The next step is some kind of axle. The most obvious way is to drill a 2" hole in each end and run a 2" round bar through it. Then weld each end where the bar comes out of the hole, to make it solid and so the water won't leak out. Then build the frame around it, using pillow bearings on the round bar.

Thing is, that's a pretty expensive and somewhat "fancy" way to build it. That 2" steel bar alone will run $100 - $200. I've thought about welding the head of a 1" bolt to the end, but I'm afraid that would break off under the strain of pulling a 3,000 pound roller over uneven ground.

Any creative types have a better way to do this?

Could always use hollow pipe thru the middle, and use shorter pieced of bar on each end, plug welded into the tube , that will help lower the cost
 
/ Need project advice #15  
The biggest problem is ANYTHING welded to the ends of the tank are depending on the ends of the tank to become structural to the dragging & banging and rotating off center forces. Something that will quickly fatigue metal is not done correctly. Most manufactures do it with a Thru Rod that supports both sides and center of the roller. The forces become mostly shear rather than offset bending motions.

the drawing above has a frame all around the tank which is done with a thru rod is not required only a "A" frame with the back open.
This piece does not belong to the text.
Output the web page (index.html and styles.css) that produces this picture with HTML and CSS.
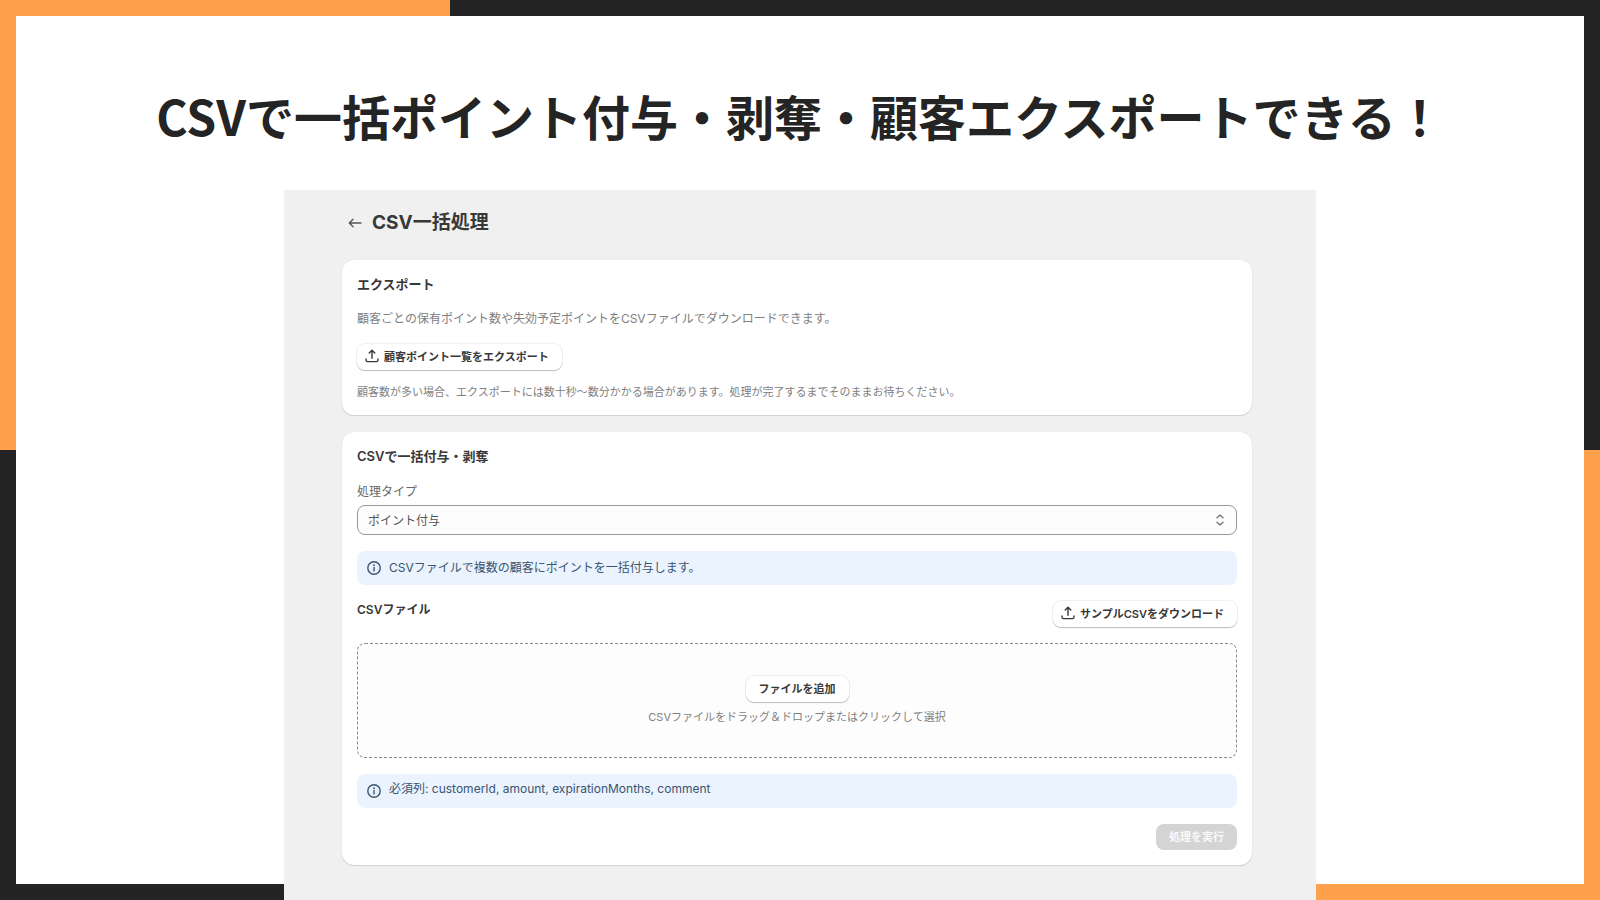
FILE: index.html
```html
<!DOCTYPE html>
<html lang="ja">
<head>
<meta charset="utf-8">
<meta name="viewport" content="width=device-width, initial-scale=1">
<title>CSV一括処理</title>
<link rel="stylesheet" href="styles.css">
</head>
<body>
<svg class="sprite" aria-hidden="true">
  <symbol id="icon-upload" viewBox="0 0 14 14">
    <path d="M7 9.200V1.400M4.200 4.100 7 1.300l2.800 2.800M1 9.900v1c0 1 .7 1.700 1.700 1.700h8.600c1 0 1.700-.7 1.700-1.700v-1"/>
  </symbol>
  <symbol id="icon-info" viewBox="0 0 14 14">
    <circle cx="7" cy="7" r="6.200"/>
    <path d="M7 6.500v3.500"/>
    <circle class="icon-dot" cx="7" cy="4.200" r=".9"/>
  </symbol>
</svg>
<div class="slide">
  <div class="sheet">
    <h1 class="slide-title">CSVで一括ポイント付与・剥奪・顧客エクスポートできる！</h1>
    <main class="app">
      <header class="app-header">
        <a class="back" href="#" aria-label="戻る">
          <svg class="icon" viewBox="0 0 14 14"><path d="M13 7H1.500M5 3.300 1.300 7 5 10.700"/></svg>
        </a>
        <h2 class="app-title">CSV一括処理</h2>
      </header>

      <section class="card export">
        <h3 class="card-title">エクスポート</h3>
        <p class="description">顧客ごとの保有ポイント数や失効予定ポイントをCSVファイルでダウンロードできます。</p>
        <button class="button" type="button">
          <svg class="icon"><use href="#icon-upload"/></svg>
          顧客ポイント一覧をエクスポート
        </button>
        <p class="note">顧客数が多い場合、エクスポートには数十秒〜数分かかる場合があります。処理が完了するまでそのままお待ちください。</p>
      </section>

      <section class="card">
        <h3 class="card-title">CSVで一括付与・剥奪</h3>
        <div class="field">
          <label class="field-label" for="process-type">処理タイプ</label>
          <div class="select-box">
            <select class="select" id="process-type">
              <option>ポイント付与</option>
            </select>
            <svg class="select-arrows" viewBox="0 0 10 14"><path d="M2 4.700 5 1.900l3 2.800M2 9.300l3 2.800 3-2.800"/></svg>
          </div>
        </div>
        <div class="banner">
          <svg class="icon"><use href="#icon-info"/></svg>
          <p class="banner-text">CSVファイルで複数の顧客にポイントを一括付与します。</p>
        </div>
        <div class="file-row">
          <h4 class="file-title">CSVファイル</h4>
          <button class="button" type="button">
            <svg class="icon"><use href="#icon-upload"/></svg>
            サンプルCSVをダウンロード
          </button>
        </div>
        <div class="dropzone">
          <button class="button" type="button">ファイルを追加</button>
          <p class="dropzone-hint">CSVファイルをドラッグ＆ドロップまたはクリックして選択</p>
        </div>
        <div class="banner">
          <svg class="icon"><use href="#icon-info"/></svg>
          <p class="banner-text columns">必須列: customerId, amount, expirationMonths, comment</p>
        </div>
        <button class="button run" type="button" disabled>処理を実行</button>
      </section>
    </main>
  </div>
</div>
</body>
</html>
```

FILE: styles.css
```css
* {
  box-sizing: border-box;
}

body,
h1,
h2,
h3,
h4,
p {
  margin: 0;
}

body,
button,
select {
  font-family: Inter, "Noto Sans CJK JP", sans-serif;
}

.sprite {
  display: none;
}

.slide {
  display: flex;
  min-height: 100vh;
  padding: 16px;
  background:
    linear-gradient(#ffa04d, #ffa04d) left top / 450px 50% no-repeat,
    linear-gradient(#ffa04d, #ffa04d) right bottom / 450px 50% no-repeat,
    #242424;
}

.sheet {
  flex: 1;
  display: flex;
  flex-direction: column;
  align-items: center;
  padding-top: 63px;
  background: #fff;
}

.slide-title {
  margin-bottom: 39px;
  font-family: "Noto Sans CJK JP", sans-serif;
  font-size: 48px;
  font-weight: 700;
  line-height: 72px;
  text-align: center;
  color: #242424;
}

.app {
  flex: 1;
  width: 100%;
  max-width: 1032px;
  margin-bottom: -16px;
  padding: 19px 64px 24px 58px;
  background: #f0f0f0;
  color: #383838;
}

.app-header {
  display: flex;
  align-items: center;
  gap: 10px;
  margin-bottom: 23px;
  padding-left: 6px;
}

.app-title {
  font-size: 19px;
  font-weight: 700;
  line-height: 28px;
}

.back {
  display: flex;
  color: #555;
}

.icon {
  flex: none;
  width: 14px;
  height: 14px;
  fill: none;
  stroke: currentColor;
  stroke-width: 1.4;
  stroke-linecap: round;
  stroke-linejoin: round;
}

.icon-dot {
  fill: currentColor;
  stroke: none;
}

.card {
  display: flex;
  flex-direction: column;
  align-items: stretch;
  gap: 16px;
  padding: 15px;
  border-radius: 12px;
  background: #fff;
  box-shadow: 0 1px 1px rgba(0, 0, 0, 0.12), 0 0 1px rgba(0, 0, 0, 0.15);
}

.card + .card {
  margin-top: 17px;
}

.export {
  gap: 15px;
}

.card-title {
  font-size: 13px;
  font-weight: 600;
  line-height: 18px;
}

.file-title {
  font-size: 12px;
  font-weight: 600;
  line-height: 18px;
}

.description {
  font-size: 12px;
  line-height: 21px;
  color: #808080;
}

.note {
  font-size: 11px;
  line-height: 15px;
  color: #808080;
}

.button {
  display: inline-flex;
  align-items: center;
  align-self: flex-start;
  gap: 5px;
  height: 26px;
  padding: 0 13px 2px;
  border: 0;
  border-radius: 8px;
  background: #fff;
  box-shadow: 0 1px 1px rgba(0, 0, 0, 0.22), 0 0 1px 1px rgba(0, 0, 0, 0.06);
  font-size: 11px;
  font-weight: 600;
  color: #383838;
}

.button .icon {
  margin-left: -5px;
}

.field {
  display: flex;
  flex-direction: column;
  gap: 2px;
}

.field-label {
  font-size: 12px;
  line-height: 22px;
  color: #666;
}

.select-box {
  display: grid;
  align-items: center;
}

.select {
  grid-area: 1 / 1;
  height: 30px;
  padding: 0 32px 0 10px;
  border: 1px solid #999;
  border-radius: 8px;
  background: #fdfdfd;
  appearance: none;
  font-size: 12px;
  color: #555;
}

.select-arrows {
  grid-area: 1 / 1;
  justify-self: end;
  width: 10px;
  height: 14px;
  margin-right: 12px;
  fill: none;
  stroke: #777;
  stroke-width: 1.4;
  stroke-linecap: round;
  stroke-linejoin: round;
  pointer-events: none;
}

.banner {
  display: flex;
  align-items: center;
  gap: 8px;
  min-height: 34px;
  padding: 0 10px;
  border-radius: 8px;
  background: #eaf3fe;
  color: #3a5570;
}

.banner-text {
  font-size: 12px;
  line-height: 18px;
}

.columns {
  padding-bottom: 4px;
}

.file-row {
  display: flex;
  justify-content: space-between;
}

.dropzone {
  display: flex;
  flex-direction: column;
  align-items: center;
  justify-content: center;
  gap: 6px;
  min-height: 115px;
  border: 1px dashed #8a8a8a;
  border-radius: 8px;
  background: #fdfdfd;
}

.dropzone .button {
  align-self: center;
}

.dropzone-hint {
  font-size: 11px;
  line-height: 18px;
  color: #808080;
}

.run {
  align-self: flex-end;
  background: #d4d4d4;
  box-shadow: none;
  color: #fafafa;
}
```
You can buy "Stub Axles" at most TSC or Trailer Stores (here Carry-On Trailer Spindle Kit, 1-3/8 in. - 0175203 | Tractor Supply Company ) and weld them into a HW Pipe that is THRU the roller. Install either flat 4 bolt flange bearings to the axle size or go with 5 bolt hub like this ( Carry-On Trailer™ 5-Bolt Hub Assembly Kit, 1750 lbs. - 0175009 | Tractor Supply Company ) attached (revers) to the A-Frame hanger that is pulling the unit.

Then have FUN... :D
 
/ Need project advice
  • Thread Starter
#16  
Could always use hollow pipe thru the middle, and use shorter pieced of bar on each end, plug welded into the tube , that will help lower the cost

That's looking like a better and better option. Put 3" holes through each end, run hollow pipe through it and weld in place. Then the frame can have inserts like in the drawing.